Варенье из детства — вкус потерь
Иван проснулся утром, как обычно. Но вместо знакомого запаха горячих оладий или творожных сырников, наполнявших всю квартиру, царила тишина. Глубокая, пугающая. Даже чайник на плите был холодным. Он присел на кровать, прислушался. Ни шагов, ни привычного шума вытяжки, ни бабушкиного тихого напева на кухне. Сердце сжалось.
Он вскочил и бросился в её комнату. Бабушка лежала на боку, будто пыталась встать, но не смогла. Рука безвольно свешивалась с края кровати, глаза полуприкрыты. Иван упал перед ней на колени:
— Бабуль! Ты что?!
Губы её шевельнулись едва заметно. Он осторожно перевернул её на спину и побежал за телефоном. Скорую вызвал дрожащими пальцами. Потом стал собирать вещи: ночную сорочку, тёплый халат, мягкие тапочки. Комментировал вслух каждое движение — лишь бы не слышать эту зловещую тишину, ставшую вдруг чужой и бесконечной.

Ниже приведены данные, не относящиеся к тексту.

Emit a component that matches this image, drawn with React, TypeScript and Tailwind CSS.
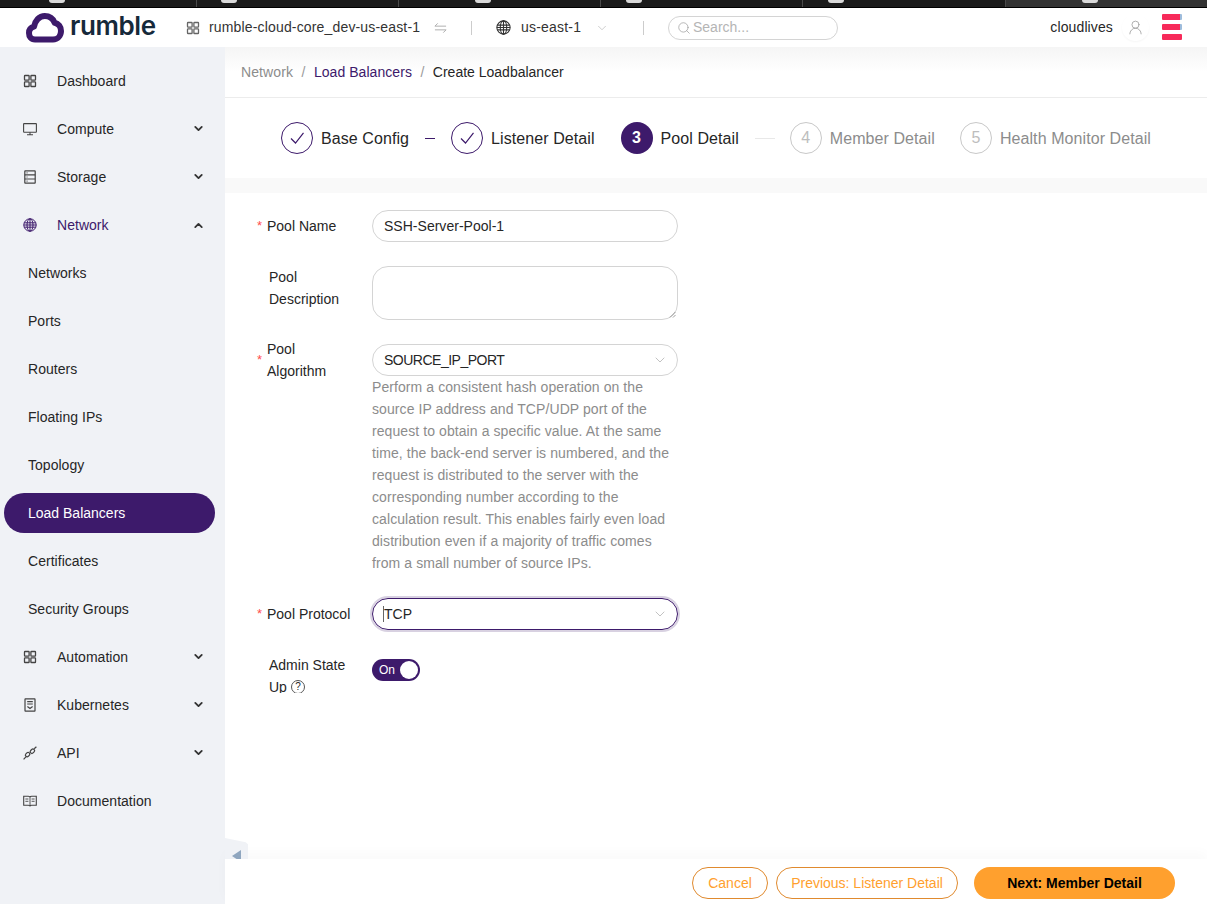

Когда приехали врачи, один из них отвел Ивана в сторону:
— Ты внук? Говорю прямо — дело плохо. В её возрасте шансов мало. Если выкарабкается — встать уже не сможет. Возможно, даже говорить не будет. Будь готов.
Иван не поверил. Его бабушка — сильная, бодрая, с живыми глазами! Она пережила лихие девяностые, одна подняла его… Как она может не справиться?
Всю дорогу до больницы он держал её руку. Говорил, что всё наладится. Что он рядом.
Когда бабушку увезли на обследование, он остался ждать. В голове не укладывалось: ещё вчера она стояла у плиты, уговаривала съесть «последний блинчик», а теперь лежала без движения. Её ладонь, всегда казавшаяся такой тёплой и крепкой, была теперь хрупкой, как сухая травинка.
Он вспомнил их жизнь. Мать бросила его младенцем — уехала за границу и не вернулась. Отца он не помнил. Бабушка была его целым миром. А он… сколько раз хамил, хлопал дверью, игнорировал её слова. А она лишь гладила его по голове и вздыхала.
На третий день он пришёл — кровать была пуста.
— Ночью ушла, — равнодушно сказала соседка по палате, не отрываясь от тарелки.
Иван выбежал в коридор, нашел врача. Тот протянул бумаги и что-то говорил про похороны, но слова доходили сквозь туман. Он шёл домой, не видя дороги.
Дома зазвонил телефон:
— Или завтра выходишь, или ищи другую работу!
— Увольняй, — бросил Иван и положил трубку.
На похоронах были лишь пара старушек с соседнего подъезда. Соседка помогла с организацией. Иван сидел за столом, глядя на бабушкину фотографию в черной рамке. Она улыбалась с неё, словно шептала: «Не горюй. Всё образуется».
Позже соседка негромко спросила:
— А ты в курсе, что мать приезжала?
Иван замер. Нет. Не знал. Та хотела продать квартиру, забрать его с собой, потому что её новый муж прогорел с делом.
— Бабушка знала? — спросил он чуть слышно.
— Знала. И боялась. Переживала, что опять останешься один.
Иван разыскал мать. В дешёвой гостинице. Та даже не удивилась.
— Какой стал. Весь в отца. Только упрямство моё, — фальшиво улыбнулась она. — Квартира ведь и моя доля. Мне нужны деньги.
— Бабушка переписала всё на меня. Ничего не получишь, — ответил он.
Лицо женщины исказилось.
— Врёшь! Пойду в суд!
— Она умерла. И ты даже не пришла. Уходи. Ты мне чужая.
Он вышел и не обернулся.
Через несколько дней в дверь постучали.
— Добрый день. Я из агентства по уходу. Вы вызывали?
— Бабушки больше нет, — ответил он.
— Сочувствую… — тихо сказала девушка. — У меня тоже недавно мамы не стало.
Они пили чай на кухне. Она не взяла бабушкину чашку. Рассказывала о своей матери. Потом предложила:
— Закрой глаза. Вспомни вкус, который был только у неё.
— Вишнёвое варенье, — прошептал он. — Я мог съесть целую банку.
— Вспомни его. Почувствуй. И она рядом. Ты не один.
Иван закрыл глаза. И бабушка, его родная бабушка, снова была здесь — такой, какой он помнил её всегда.
Иногда утрата становится острее, когда понимаешь: то, что казалось обыденным, было самым дорогим.